The performance of standard OCR systems is subpar when dealing with low-resolution photos. In these situations, we can apply data boosting algorithms that improve the image data using super-resolution techniques.
These days, especially in big data-driven corporations, we prefer the deep learning-based OCR model over other models. For structured text like library books scanned by Google, we can expect the text to follow the book’s typeset. Deep learning in this application helps mitigate the poor quality of scanned old books and newspapers. An example of deep learning for unstructured text scanning would be how Google Earth is using OCR to identify street addresses, or how paper documents can be digitized and data-mined.
5.3. OCR Training Datasets
Although there are many datasets available in English, finding datasets in other languages might be challenging.
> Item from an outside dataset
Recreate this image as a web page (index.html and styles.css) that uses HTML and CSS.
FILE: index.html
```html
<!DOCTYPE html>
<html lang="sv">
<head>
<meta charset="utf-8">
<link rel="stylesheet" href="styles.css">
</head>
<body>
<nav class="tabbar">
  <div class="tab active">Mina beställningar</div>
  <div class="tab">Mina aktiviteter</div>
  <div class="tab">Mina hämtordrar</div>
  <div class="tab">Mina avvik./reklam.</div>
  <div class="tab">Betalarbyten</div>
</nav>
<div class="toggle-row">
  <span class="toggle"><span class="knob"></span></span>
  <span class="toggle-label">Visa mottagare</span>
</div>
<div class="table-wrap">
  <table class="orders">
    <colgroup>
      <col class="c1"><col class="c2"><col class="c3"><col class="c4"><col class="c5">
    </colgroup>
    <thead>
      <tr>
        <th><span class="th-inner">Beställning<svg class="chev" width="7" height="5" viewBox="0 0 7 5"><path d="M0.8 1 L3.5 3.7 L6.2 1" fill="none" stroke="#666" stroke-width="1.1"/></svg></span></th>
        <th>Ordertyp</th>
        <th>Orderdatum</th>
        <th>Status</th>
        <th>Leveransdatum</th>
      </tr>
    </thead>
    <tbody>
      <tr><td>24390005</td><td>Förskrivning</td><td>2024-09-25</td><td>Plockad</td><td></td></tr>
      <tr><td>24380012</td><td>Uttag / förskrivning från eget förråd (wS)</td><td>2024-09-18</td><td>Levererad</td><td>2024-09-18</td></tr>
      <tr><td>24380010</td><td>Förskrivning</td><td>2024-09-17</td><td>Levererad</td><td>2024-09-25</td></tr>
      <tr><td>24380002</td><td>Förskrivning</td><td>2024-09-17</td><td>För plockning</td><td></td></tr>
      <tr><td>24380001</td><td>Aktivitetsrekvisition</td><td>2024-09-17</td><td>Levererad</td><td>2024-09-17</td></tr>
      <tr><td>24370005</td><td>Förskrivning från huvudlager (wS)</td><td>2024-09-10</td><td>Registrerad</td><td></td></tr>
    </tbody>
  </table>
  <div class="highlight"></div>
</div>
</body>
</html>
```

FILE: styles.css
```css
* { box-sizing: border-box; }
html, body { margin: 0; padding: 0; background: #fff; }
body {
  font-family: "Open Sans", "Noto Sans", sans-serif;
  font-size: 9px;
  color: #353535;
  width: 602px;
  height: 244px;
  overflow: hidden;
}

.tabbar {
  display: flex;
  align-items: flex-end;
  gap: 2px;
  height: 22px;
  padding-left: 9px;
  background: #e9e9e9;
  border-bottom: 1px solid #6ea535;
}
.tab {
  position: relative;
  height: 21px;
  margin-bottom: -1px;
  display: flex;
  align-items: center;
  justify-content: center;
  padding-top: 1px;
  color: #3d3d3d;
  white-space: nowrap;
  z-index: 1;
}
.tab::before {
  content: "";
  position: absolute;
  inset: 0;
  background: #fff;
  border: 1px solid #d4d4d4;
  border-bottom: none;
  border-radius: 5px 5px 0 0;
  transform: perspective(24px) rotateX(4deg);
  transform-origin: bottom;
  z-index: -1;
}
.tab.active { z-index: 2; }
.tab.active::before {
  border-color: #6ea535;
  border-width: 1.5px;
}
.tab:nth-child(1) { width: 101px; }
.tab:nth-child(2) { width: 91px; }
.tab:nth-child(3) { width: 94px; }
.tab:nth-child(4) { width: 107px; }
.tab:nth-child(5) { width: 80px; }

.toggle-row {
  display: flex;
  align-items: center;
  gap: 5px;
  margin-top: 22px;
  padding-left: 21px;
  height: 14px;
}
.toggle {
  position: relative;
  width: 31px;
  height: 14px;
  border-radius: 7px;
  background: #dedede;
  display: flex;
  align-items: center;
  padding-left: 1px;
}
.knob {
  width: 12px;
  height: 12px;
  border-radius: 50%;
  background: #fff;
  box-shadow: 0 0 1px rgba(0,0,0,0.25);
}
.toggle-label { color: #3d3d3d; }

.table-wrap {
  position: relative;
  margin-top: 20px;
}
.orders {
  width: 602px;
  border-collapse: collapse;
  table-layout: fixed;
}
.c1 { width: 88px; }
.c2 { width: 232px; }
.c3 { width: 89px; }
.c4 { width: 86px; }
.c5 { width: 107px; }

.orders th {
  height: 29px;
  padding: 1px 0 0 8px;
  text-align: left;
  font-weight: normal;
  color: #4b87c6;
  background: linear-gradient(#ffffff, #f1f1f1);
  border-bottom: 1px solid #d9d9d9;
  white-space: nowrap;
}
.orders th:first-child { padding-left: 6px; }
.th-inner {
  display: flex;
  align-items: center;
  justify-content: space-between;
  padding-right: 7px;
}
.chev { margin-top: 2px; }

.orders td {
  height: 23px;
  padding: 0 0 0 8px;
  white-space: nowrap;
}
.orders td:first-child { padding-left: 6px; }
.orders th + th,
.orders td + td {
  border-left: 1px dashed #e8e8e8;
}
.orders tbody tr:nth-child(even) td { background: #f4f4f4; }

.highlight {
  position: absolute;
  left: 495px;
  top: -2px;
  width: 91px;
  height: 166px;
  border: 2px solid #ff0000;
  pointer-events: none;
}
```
Different datasets bring various challenges that must be overcome. The Street View House Numbers dataset (SVHN) includes 26032 test digits, 531131 extra training digits, and 73257 training digits. 3000 photos in various settings and lighting situations with text in Korean and English make up the Scene Text collection.
About 25 different native writers have compiled the Devanagri character collection. Used in various Indian languages, we have 1800 samples from 36-character classes in the Devanagari script.
6. Conclusion
In this article, we learned about optical character recognition (OCR), which has a wide field of application in today’s electronic age.
We learned that the basic workflow of an OCR engine is to prepare the image for style and character recognition, followed by refinements based on style, context, and application. We also touched upon popular models used by OCR engines together with the training datasets used by those models.